EXERCISE OBJECTIVE ▸
Copy out lines with the word "components" from the material that follows.

MATERIAL ▸
---

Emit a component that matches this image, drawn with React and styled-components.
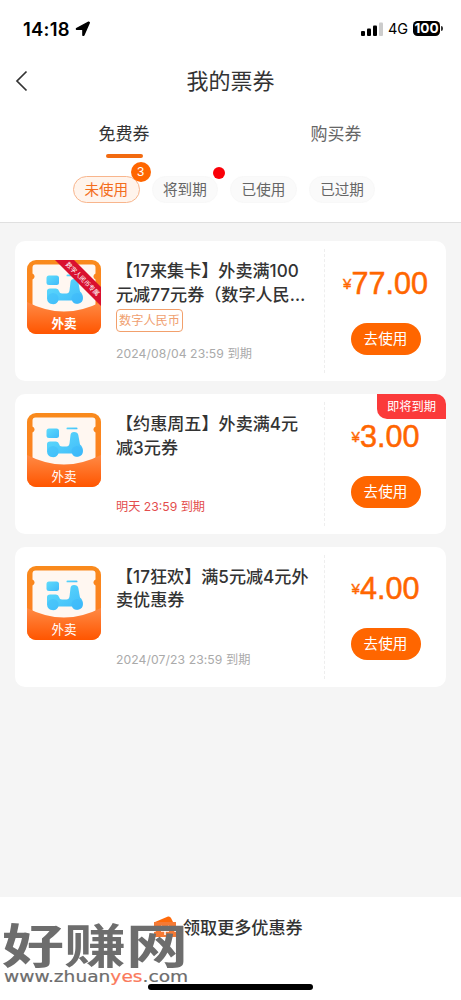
import styled, { createGlobalStyle } from "styled-components";

const GlobalStyle = createGlobalStyle`
  * {
    box-sizing: border-box;
  }
  body {
    margin: 0;
    background: #f5f5f5;
    font-family: Inter, "Noto Sans CJK SC", sans-serif;
    color: #333;
  }
  button {
    font-family: inherit;
    border: 0;
    padding: 0;
  }
`
const Page = styled.div`
  position: relative;
  display: flex;
  flex-direction: column;
  width: 461px;
  height: 1000px;
  overflow: hidden;
  background: #f5f5f5;
  white-space: nowrap;
`
const Header = styled.header`
  height: 223px;
  background: #fff;
  border-bottom: 1px solid #e0e0e0;
`
const StatusBar = styled.div`
  display: flex;
  align-items: center;
  height: 57px;
  padding: 0 18px 0 23px;
  color: #000;
`
const Time = styled.span`
  width: 52px;
  font-size: 18.4px;
  font-weight: 600;
  line-height: 20px;
  letter-spacing: 0.25px;
`
const StatusIcons = styled.div`
  display: flex;
  align-items: center;
  margin-left: auto;
`
const Network = styled.span`
  width: 25px;
  margin-left: 5px;
  font-size: 14.5px;
  font-weight: 400;
  line-height: 20px;
`
const Battery = styled.span`
  width: 27px;
  height: 15px;
  border-radius: 4.5px;
  background: #000;
  color: #fff;
  font-size: 13.6px;
  font-weight: 700;
  line-height: 15px;
  text-align: center;
`
const BatteryTip = styled.span`
  width: 2px;
  height: 5px;
  margin-left: 1px;
  border-radius: 0 2px 2px 0;
  background: #333;
`
const NavBar = styled.div`
  display: grid;
  grid-template-columns: 40px 1fr 40px;
  align-items: center;
  height: 48px;
  svg {
    margin-left: 14px;
  }
`
const NavTitle = styled.h1`
  margin: 0;
  font-size: 22px;
  font-weight: 400;
  line-height: 32px;
  text-align: center;
`
const Tabs = styled.nav`
  display: grid;
  grid-template-columns: 212px 212px;
  padding-left: 18px;
  height: 56px;
  padding-top: 17px;
`
const Tab = styled.div`
  display: flex;
  flex-direction: column;
  align-items: center;
  font-size: 17px;
  line-height: 24px;
  color: ${(props) => (props.$active ? "#333" : "#666")};
  &::after {
    content: "";
    width: 37px;
    height: 4px;
    margin-top: 8px;
    border-radius: 2px;
    background: ${(props) => (props.$active ? "#f26a10" : "transparent")};
  }
`
const Chips = styled.div`
  display: flex;
  gap: 12px;
  padding: 15px 0 0 73px;
`
const Chip = styled.div`
  position: relative;
  width: 66.6px;
  height: 27px;
  border: 1px solid ${(props) => (props.$active ? "#f8b58c" : "#f8f8f8")};
  border-radius: 14px;
  background: ${(props) => (props.$active ? "#fff4ec" : "#fafafa")};
  color: ${(props) => (props.$active ? "#f36d1c" : "#666")};
  font-size: 14.6px;
  line-height: 26px;
  text-align: center;
`
const CountBadge = styled.span`
  position: absolute;
  top: -15px;
  right: -12px;
  width: 20px;
  height: 20px;
  border-radius: 50%;
  background: #ff6600;
  color: #fff;
  font-family: "Liberation Sans", sans-serif;
  font-size: 13px;
  line-height: 20px;
`
const RedDot = styled.span`
  position: absolute;
  top: -10px;
  right: -7.5px;
  width: 12px;
  height: 12px;
  border-radius: 50%;
  background: #fa0008;
`
const List = styled.main`
  display: flex;
  flex: 1;
  flex-direction: column;
  gap: 12.8px;
  padding: 18.3px 15px 0;
`
const Card = styled.article`
  position: relative;
  display: flex;
  height: 140px;
  border-radius: 10px;
  background: #fff;
`
const IconBox = styled.div`
  width: 101px;
  padding: 18.7px 0 0 12px;
  svg {
    display: block;
  }
`
const Info = styled.div`
  display: flex;
  flex-direction: column;
  width: 208px;
  padding: 18px 0 18px;
`
const CouponTitle = styled.h2`
  margin: 0;
  font-size: 17.1px;
  font-weight: 500;
  line-height: 23.5px;
`
const Tag = styled.span`
  align-self: flex-start;
  width: 67px;
  height: 23px;
  margin-top: 3px;
  border: 1px solid #f2a06c;
  border-radius: 4px;
  color: #f0a070;
  font-size: 12.2px;
  line-height: 22px;
  text-align: center;
`
const Expiry = styled.p`
  margin: auto 0 0;
  color: ${(props) => (props.$soon ? "#e34d4d" : "#aaa")};
  font-size: 12.2px;
  line-height: 18px;
  letter-spacing: ${(props) => (props.$soon ? "0" : "0.08px")};
`
const Action = styled.div`
  display: flex;
  flex: 1;
  flex-direction: column;
  align-items: center;
  margin: 8px 0;
  padding-top: 14.5px;
  border-left: 1px dashed #eee;
`
const Price = styled.div`
  height: 38px;
  color: #ff6600;
  font-family: "Liberation Sans", sans-serif;
  font-size: 30.6px;
  line-height: 38px;
  -webkit-text-stroke: 0.5px currentColor;
  span {
    position: relative;
    top: -2px;
    font-size: 15px;
    vertical-align: 3px;
    -webkit-text-stroke-width: 0.4px;
  }
`
const UseButton = styled.button`
  width: 70px;
  height: 32px;
  margin-top: 21px;
  border-radius: 16px;
  background: #ff6600;
  color: #fff;
  font-size: 14.6px;
  line-height: 32px;
`
const SoonBadge = styled.span`
  position: absolute;
  top: 0;
  right: 0;
  width: 69px;
  height: 25px;
  border-radius: 0 10px 0 10px;
  background: #fb3a3a;
  color: #fff;
  font-size: 12.3px;
  line-height: 25px;
  text-align: center;
`
const Footer = styled.footer`
  display: flex;
  gap: 5px;
  height: 103px;
  padding: 18px 0 0 152px;
  background: #fff;
  font-size: 17.1px;
  font-weight: 500;
  line-height: 26px;
`
const HomeBar = styled.div`
  position: absolute;
  left: 148px;
  bottom: 10px;
  width: 165px;
  height: 6px;
  border-radius: 3px;
  background: #000;
`
const Watermark = styled.div`
  position: absolute;
  left: 2px;
  top: 922px;
  color: #6d6d6d;
`
const WatermarkName = styled.div`
  height: 45px;
  font-family: "Noto Sans CJK SC", sans-serif;
  font-size: 47px;
  font-weight: 700;
  line-height: 41px;
  transform: scaleX(1.32);
  transform-origin: 0 0;
`
const WatermarkUrl = styled.div`
  margin: 0 0 0 2px;
  font-family: "DejaVu Sans", sans-serif;
  font-size: 15px;
  line-height: 18px;
  -webkit-text-stroke: 0.2px currentColor;
  transform: translateY(1px) scaleX(1.24);
  transform-origin: 0 0;
  b {
    color: #fa7a5c;
    font-weight: 400;
  }
`

const coupons = [
  {
    lines: ["【17来集卡】外卖满100", "元减77元券（数字人民…"],
    tag: "数字人民币",
    expiry: "2024/08/04 23:59 到期",
    price: "77.00",
    ribbon: true,
  },
  {
    lines: ["【约惠周五】外卖满4元", "减3元券"],
    expiry: "明天 23:59 到期",
    price: "3.00",
    soon: true,
  },
  {
    lines: ["【17狂欢】满5元减4元外", "卖优惠券"],
    expiry: "2024/07/23 23:59 到期",
    price: "4.00",
  },
]

const CouponIcon = ({ id, ribbon }) => (
  <svg width="74" height="74" viewBox="0 0 74 74">
    <defs>
      <linearGradient id={`back${id}`} x1="0" y1="0" x2="0" y2="1">
        <stop offset="0" stopColor="#f98a1c" />
        <stop offset="1" stopColor="#ff7a25" />
      </linearGradient>
      <linearGradient id={`front${id}`} x1="0" y1="0" x2="0" y2="1">
        <stop offset="0" stopColor="#ff8a45" />
        <stop offset="1" stopColor="#ff5500" />
      </linearGradient>
      <linearGradient id={`blue${id}`} x1="0" y1="0" x2="1" y2="1">
        <stop offset="0" stopColor="#5fdcfb" />
        <stop offset="1" stopColor="#3fbafa" />
      </linearGradient>
      <clipPath id={`clip${id}`}>
        <rect width="74" height="74" rx="9" />
      </clipPath>
    </defs>
    <g clipPath={`url(#clip${id})`}>
      <rect width="74" height="74" fill={`url(#back${id})`} />
      <path
        d="M8.500 4.500H65.500Q68.500 4.500 68.500 7.500V13.500A3.200 3.200 0 0 0 68.500 19.500V60H5.500V19.500A3.200 3.200 0 0 0 5.500 13.500V7.500Q5.500 4.500 8.500 4.500Z"
        fill="#fff7f1"
      />
      <path d="M0 42Q37 61 74 42V74H0Z" fill={`url(#front${id})`} />
      <g fill={`url(#blue${id})`}>
        <rect x="19.500" y="15.500" width="12.500" height="9.500" rx="2.500" />
        <rect x="39.500" y="14.500" width="11" height="1.800" rx=".9" />
        <path d="M20 31Q20 28.500 23 28.500H29Q31.500 28.500 32 31Q32.500 33.500 35 33.500H39.500Q42 33.500 42.500 30.500L43.500 22Q43.800 19 47 19Q50.800 19 51.300 22L53 31.500Q56 34 56 38A5.800 5.800 0 0 1 45 40.500H31.500A6 6 0 0 1 20 38.500Z" />
      </g>
      <g fill="#35b2fa" opacity=".3">
        <circle cx="26" cy="38.500" r="5.500" />
        <circle cx="50" cy="38.500" r="5.500" />
      </g>
      <text
        x="37"
        y="68"
        fill="#fff"
        fontSize="12.600"
        fontWeight={ribbon ? 700 : 400}
        textAnchor="middle"
      >
        外卖
      </text>
      {ribbon && (
        <>
          <path d="M28 0H47L74 27V46Z" fill="#d9102f" />
          <text
            transform="translate(54 20.500) rotate(45)"
            fill="#fff"
            fontSize="6.400"
            textAnchor="middle"
          >
            数字人民币专属
          </text>
        </>
      )}
    </g>
  </svg>
)

const App = () => {
  return (
    <Page lang="zh-CN">
      <GlobalStyle />
      <Header>
        <StatusBar>
          <Time>14:18</Time>
          <svg width="16" height="16" viewBox="0 0 16 16">
            <path
              d="M14.300 1.600L8.800 14.200H7.900V8.200H1.500V7.500L13.600 1.200Z"
              stroke="#000"
              strokeWidth="1.400"
              strokeLinejoin="round"
            />
          </svg>
          <StatusIcons>
            <svg width="22" height="14" viewBox="0 0 22 14">
              <rect x="0" y="9" width="4" height="5" rx="1" />
              <rect x="6" y="6.500" width="4" height="7.500" rx="1" />
              <rect x="12" y="3.500" width="4" height="10.500" rx="1" />
              <rect x="18" y="0.500" width="4" height="13.500" rx="1" fill="#ccc" />
            </svg>
            <Network>4G</Network>
            <Battery>100</Battery>
            <BatteryTip />
          </StatusIcons>
        </StatusBar>
        <NavBar>
          <svg width="15" height="22" viewBox="0 0 15 22">
            <path d="M12.500 1.500L3 11L12.500 20.500" fill="none" stroke="#333" strokeWidth="1.700" />
          </svg>
          <NavTitle>我的票券</NavTitle>
        </NavBar>
        <Tabs>
          <Tab $active>免费券</Tab>
          <Tab>购买券</Tab>
        </Tabs>
        <Chips>
          <Chip $active>
            未使用<CountBadge>3</CountBadge>
          </Chip>
          <Chip>
            将到期<RedDot />
          </Chip>
          <Chip>已使用</Chip>
          <Chip>已过期</Chip>
        </Chips>
      </Header>
      <List>
        {coupons.map((coupon, index) => (
          <Card key={coupon.expiry}>
            <IconBox>
              <CouponIcon id={index} ribbon={coupon.ribbon} />
            </IconBox>
            <Info>
              <CouponTitle>
                {coupon.lines[0]}
                <br />
                {coupon.lines[1]}
              </CouponTitle>
              {coupon.tag && <Tag>{coupon.tag}</Tag>}
              <Expiry $soon={coupon.soon}>{coupon.expiry}</Expiry>
            </Info>
            <Action>
              <Price>
                <span>¥</span>
                {coupon.price}
              </Price>
              <UseButton>去使用</UseButton>
            </Action>
            {coupon.soon && <SoonBadge>即将到期</SoonBadge>}
          </Card>
        ))}
      </List>
      <Footer>
        <svg width="26" height="24" viewBox="0 0 26 24">
          <path d="M3 7L16 1.500Q18 1 19 3L21 7Z" fill="#ff6a0a" />
          <path d="M2 7H24V12A2.500 2.500 0 0 0 24 17V22H2V17A2.500 2.500 0 0 0 2 12Z" fill="#f57a35" />
          <path d="M9 11L13 15L17 11M13 15V20M9 16H17" fill="none" stroke="#fff" strokeWidth="1.500" />
        </svg>
        领取更多优惠券
      </Footer>
      <HomeBar />
      <Watermark>
        <WatermarkName>好赚网</WatermarkName>
        <WatermarkUrl>
          www.zhuan<b>yes</b>.com
        </WatermarkUrl>
      </Watermark>
    </Page>
  );
}
export default App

---

RESPONSE TO THE TASK ▸
Emit a component that matches this image, drawn with React and styled-components.
import styled, { createGlobalStyle } from "styled-components";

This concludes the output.